What are we teaching?

It troubles me when my seniors (the M.Div. class with whom I entered seminary) can say to me that they don't feel theologically prepared. That we haven't taught them Luther, and have hardly taught them to be confessionally fluent. The present "confessional crisis" may be a bad time for this, in which pastors and congregations who have simply subscribed without becoming capable confessional theologians are easily manipulated into following agendas set by those who are capable. However, I don't think there's a good time for confessional illiteracy, least of all in a Lutheran group that claims to reach back to Luther himself and the 16th c. Reformation struggles over church to find its formative understanding of the confessional tradition.

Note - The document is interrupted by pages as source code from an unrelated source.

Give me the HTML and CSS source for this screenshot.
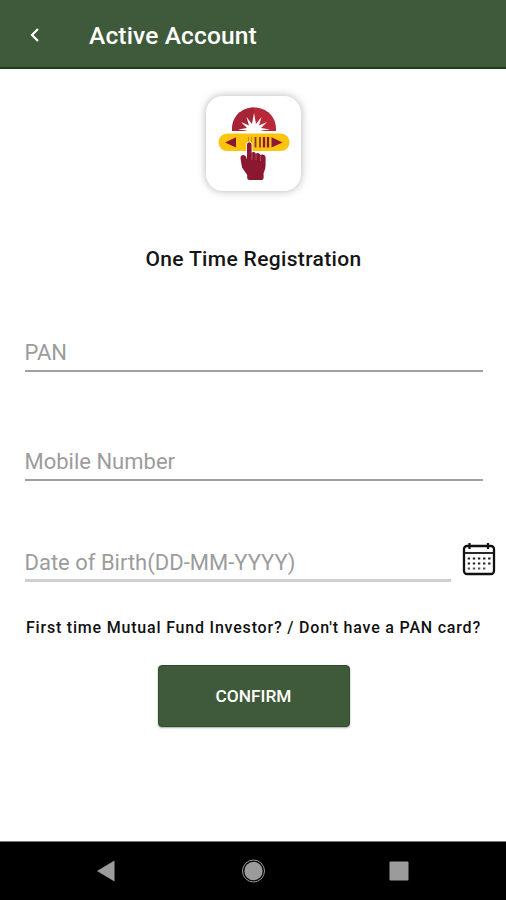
FILE: index.html
```html
<!DOCTYPE html>
<html lang="en">
<head>
<meta charset="utf-8">
<title>Active Account</title>
<link rel="stylesheet" href="styles.css">
</head>
<body>
<div class="screen">
  <header class="appbar">
    <svg class="back" width="12" height="18" viewBox="0 0 12 18"><path d="M10 3 4 9l6 6"/></svg>
    <h1 class="title">Active Account</h1>
  </header>
  <main class="content">
    <div class="logo">
      <svg width="95" height="95" viewBox="0 0 95 95">
        <path fill="#b92838" d="M26 35V33C26 21 35 11.500 48 11.500S70 21 70 33v2z"/>
        <path fill="#982135" opacity=".55" d="M26 35V33C26 21 35 11.500 48 11.500V35z"/>
        <path fill="#fff" d="M40 38 40.500 34.500 32 33.500l9-1.500L35 26l8 3.500L40.500 21l5.500 7L48 17l2 11L55.500 21 53 29.500l8-3.500-6 6 9 1.500-8.500 1L56 38z"/>
        <rect x="12.500" y="37.500" width="71" height="17.500" rx="8.750" fill="#fcc40d"/>
        <path fill="#8b1833" d="M30 41.300v10.200L19 46.400zM65.500 41.300v10.200l11-5.100z"/>
        <path stroke="#b99218" stroke-width="1" d="M42.500 41v10.500M45.500 41v10.500"/>
        <path stroke="#8b3b22" stroke-width="1.800" d="M49.500 41v10.500M54 41v10.500"/>
        <path stroke="#8b1b30" stroke-width="2.300" d="M58 41v10.500M62 41v10.500"/>
        <path fill="#8c1730" stroke="#fff" stroke-width="1.500" paint-order="stroke" d="M41 49c0-3.800 4.600-3.800 4.600 0v8c1.200-1.600 3.600-1 4.200.8 1.300-1.500 4-.8 4.500 1.200 2.100-1.400 5.300-.3 5.300 2.600v6.900c0 3.700-1 6-2 8.500v5q0 2-2 2H43.200q-2 0-2-2v-3L36 71.500l-1.500-9c-.3-3 2.500-4.500 5-2.500l1.500 3z"/>
        <path fill="none" stroke="#ca6677" stroke-width=".7" d="M46 57v7M50 58v6M54.500 60v5"/>
      </svg>
    </div>
    <h2 class="heading">One Time Registration</h2>
    <div class="field pan"><span class="hint">PAN</span></div>
    <div class="field mobile"><span class="hint">Mobile Number</span></div>
    <div class="date-row">
      <div class="field dob"><span class="hint">Date of Birth(DD-MM-YYYY)</span></div>
      <svg class="calendar" width="34" height="36" viewBox="0 0 34 36">
        <rect x="2" y="5" width="30" height="28" rx="3" fill="none" stroke="#111" stroke-width="2.300"/>
        <path stroke="#111" stroke-width="1.800" d="M2 12h30"/>
        <path stroke="#111" stroke-width="2.200" d="M7.500 2v6M26 2v6"/>
        <path stroke="#222" stroke-width="2" stroke-dasharray="2.400 2.700" d="M5.700 17.500h23M5.700 22.500h23"/>
        <path stroke="#555" stroke-width="2" stroke-dasharray="2.400 2.700" d="M5.700 27.500h18"/>
      </svg>
    </div>
    <p class="question">First time Mutual Fund Investor? / Don't have a PAN card?</p>
    <button class="confirm">CONFIRM</button>
  </main>
  <footer class="navbar">
    <svg width="506" height="58" viewBox="0 0 506 58" fill="#9b9b9b">
      <path d="M97 29 114.500 18.500v21z"/>
      <circle cx="253.500" cy="29" r="9.200"/>
      <circle cx="253.500" cy="29" r="11" fill="none" stroke="#9b9b9b" stroke-width="1"/>
      <rect x="389.500" y="19.500" width="19" height="19" rx="1"/>
    </svg>
  </footer>
</div>
</body>
</html>
```
FILE: styles.css
```css
* { box-sizing: border-box; }
body { margin: 0; font-family: Roboto, "Liberation Sans", sans-serif; background: #fff; }
.screen { width: 506px; height: 900px; display: flex; flex-direction: column; overflow: hidden; }
.appbar { height: 69px; flex: none; display: flex; align-items: center; padding: 2px 0 0 28px; background: #3f5a3b; border-bottom: 2px solid #1c401b; }
.back { fill: none; stroke: #fff; stroke-width: 2.2; }
.title { margin: 3px 0 0 49px; font-size: 24.5px; line-height: 30px; font-weight: 500; letter-spacing: .15px; color: #fff; white-space: nowrap; }
.content { flex: 1; display: flex; flex-direction: column; align-items: center; }
.logo { width: 95px; height: 95px; flex: none; margin: 27px 0 0 1px; border-radius: 17px; background: #fff; box-shadow: 0 0 8px rgba(0, 0, 0, .3); }
.logo svg { display: block; }
.heading { margin: 53px 0 0 1px; font-size: 21px; line-height: 30px; font-weight: 500; letter-spacing: .35px; color: #151515; white-space: nowrap; }
.field { display: flex; align-items: flex-end; height: 40px; padding-bottom: 4px; border-bottom: 2px solid #a0a0a0; }
.pan, .mobile { width: 458px; margin-left: 1px; }
.pan { margin-top: 58px; }
.mobile { margin-top: 69px; }
.hint { font-size: 22px; line-height: 26px; color: #9c9c9c; font-weight: 400; white-space: nowrap; }
.date-row { width: 458px; height: 41px; margin: 60px 0 0 1px; display: flex; }
.dob { width: 426px; height: 41px; flex: none; padding-bottom: 3px; border-bottom: 3px solid #cfcfcf; }
.calendar { flex: none; margin-left: 11px; }
.question { margin: 34px 0 0 1px; font-size: 16px; line-height: 24px; font-weight: 500; letter-spacing: .8px; color: #111; white-space: nowrap; }
.confirm { width: 192px; height: 62px; margin: 25px 0 0 1px; padding: 0; border: 1px solid #2c4e2b; border-radius: 4px; background: #3f5a3b; color: #fff; font: 500 17.3px Roboto, sans-serif; box-shadow: 0 1px 2px rgba(0, 0, 0, .35); }
.navbar { flex: none; height: 59px; background: #000; border-top: 1px solid #777; }
.navbar svg { display: block; }
```
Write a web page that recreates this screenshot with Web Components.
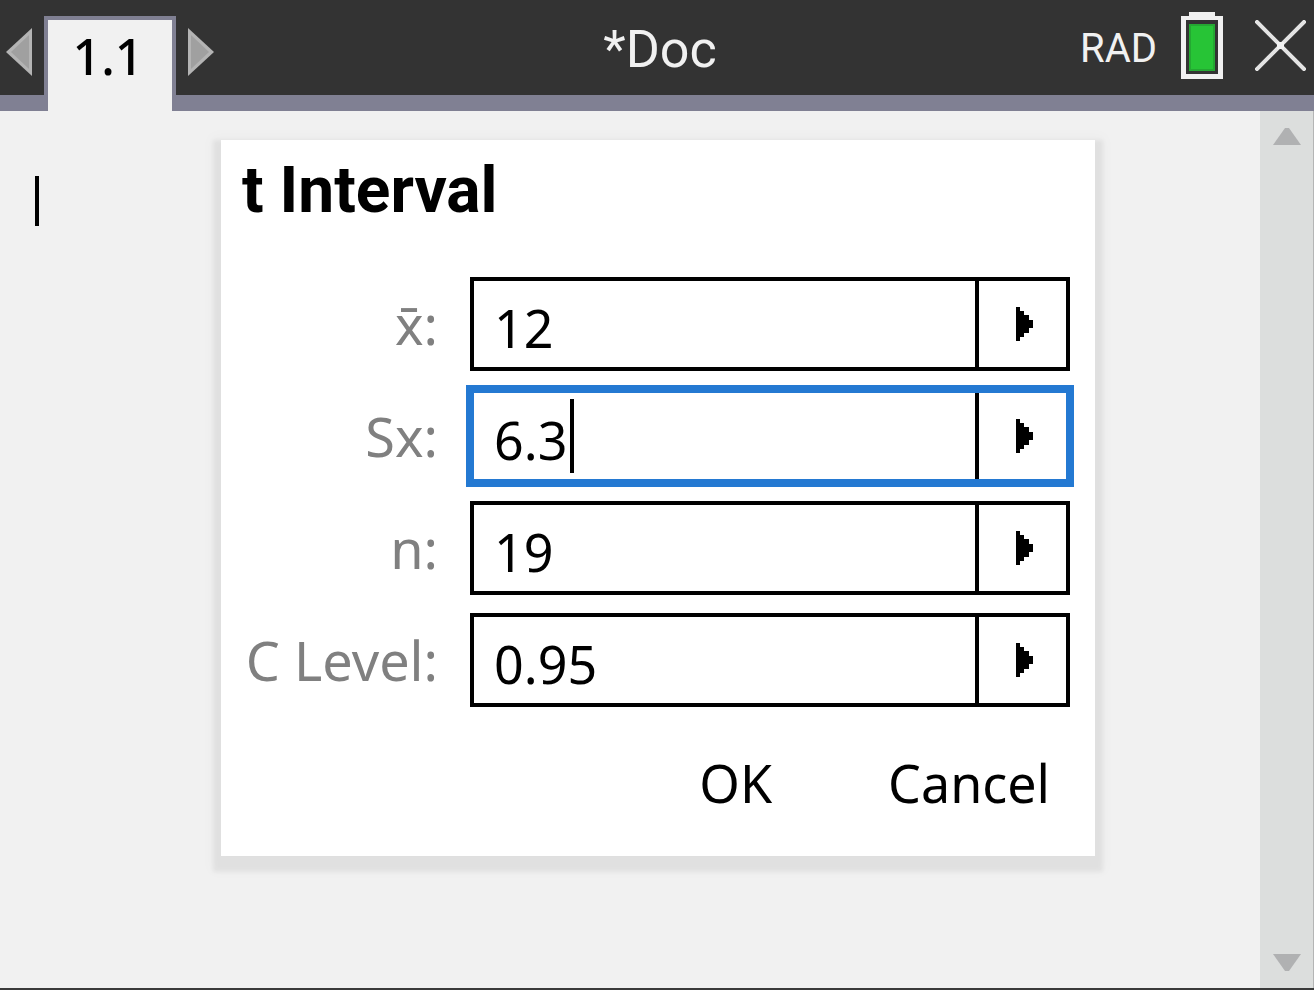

Or that they can say to me that they don't feel that we've given them the tools to think theologically, and consequently that they've reached a point where they really could use all that theological data, but only after having gone through the process of having it dumped on them in a mode of active resistance to bad instruction! That they finally are starting to get what it is to think theologically at the end of their tenure here, and wonder why we didn't teach *that* to them in the first place!

They want to cooperate in their own education, but too late -- and it is not their fault!

I've said, in tune with James Cone and others, that the perspectives of subordinated groups must be internalized into our theology. (Not co-opted!) That they cannot simply be "bolt-ons," afterthoughts to "real theology." That we must come to see ourselves as a perspective, a theologically valuable contribution, and to set ourselves to work. But to do so, we cannot simply take our bolt-on armor and call it a HMMV! Learning to do our first works over again cannot be equated with abandoning those works and ourselves and becoming who we are not. We stand here teaching liberation and Lutheranism, but not a liberating Lutheranism. Not a confessional and Luther-literate theology that orients itself to the problems, but liberation with an apology for teaching white men alongside. And we have theologians who could -- whose work is predicated on such a creative junction! Who are trying. But my seniors tell me they feel like Luther can be set aside, so long as we hit eco-feminism in every class. This is not a way to do justice to either! (And I learned that here, too.)

I've also said that the pedagogy of dumping gobs of theology onto students actively engaged in trying to scrape them off doesn't serve our purposes. We stress-test and burn-in our ministry students in order to make them fail where we can help fix them, because we fear the consequences if they break in the real world, without capable support at hand. But we do this at the same time that we add to their stress loads by sitting them in a classroom and teaching them 300-level theology for which many of them haven't gotten past the need for 100-level instruction.

We are building houses on untested foundations, attempting to raise upper stories on top of barely-validated ground floors. We are building these houses in spite of their residents. We are demolishing their kitchens and bathrooms because by signing the application, they consented to be remodeled -- only they don't know that coming in, even the ones that think they do. And only when the project is almost complete are we telling them why, and asking them if they'd like to pitch in at sweat-equity. But the design -- the design wasn't in their hands. Even the ones who volunteer to be theologians, only get at the design by inference.

I don't know what the answer is. But I do know it's got to start with teaching our students to be theologians, and teaching them the value of the Lutheran theological perspective as a set of tools for real work. For the love of God, and for better or worse, we're a Lutheran seminary. We can turn them loose in the hardware store after that, once we have them on board as what that baptismal oath says, "fellow members of the body of Christ and workers with us for the kingdom of God." We can give them surveys of material and projects and have a reasonable expectation that they will willingly choose some part of our work as church. But to take the recruit off the street, whose desire to be of service to the church causes her to apply, and to set her to work in a dizzying field of options without training -- that is folly. The results are our fault. To set her before catalogs of materials and ask her to choose and to value them without providing the basic knowledge and experience necessary for them to become intelligible and useful, is also folly and our fault. To provide this knowledge last, and to cause to dawn in her the realization that we haven't given the information really necessary for the job on which she has been apprentice and journeyman, should tell us that there is a problem in our pedagogy. The practical training is so good here. But the theological training has such potential! We have good pastors and good theologians by the grace of God. It is hard for us to decide what pieces of theology are necessary in the short time that students are at seminary, but if we do not raise them up as independent theological minds, and fellow-workers, we make the job that much harder all around.


  1. I should say, I feel adequately prepared, but I came from Valpo's pre-sem curriculum and grew up in my father's theological library. I'm one that they look at and wonder why they don't get it, and it's not because I'm any smarter. I've just been trained. I was able to participate in my education here from day 1. It is as Rahner said, we can't expect our students to come out of a system that has already taught them to be theologically literate at the level we'd like to start from. We can't, any more than we can expect them all to be single males, or married men with wives who don't mind picking up and moving where they're told. The system has to adjust, and it's doing so, but the world keeps moving faster.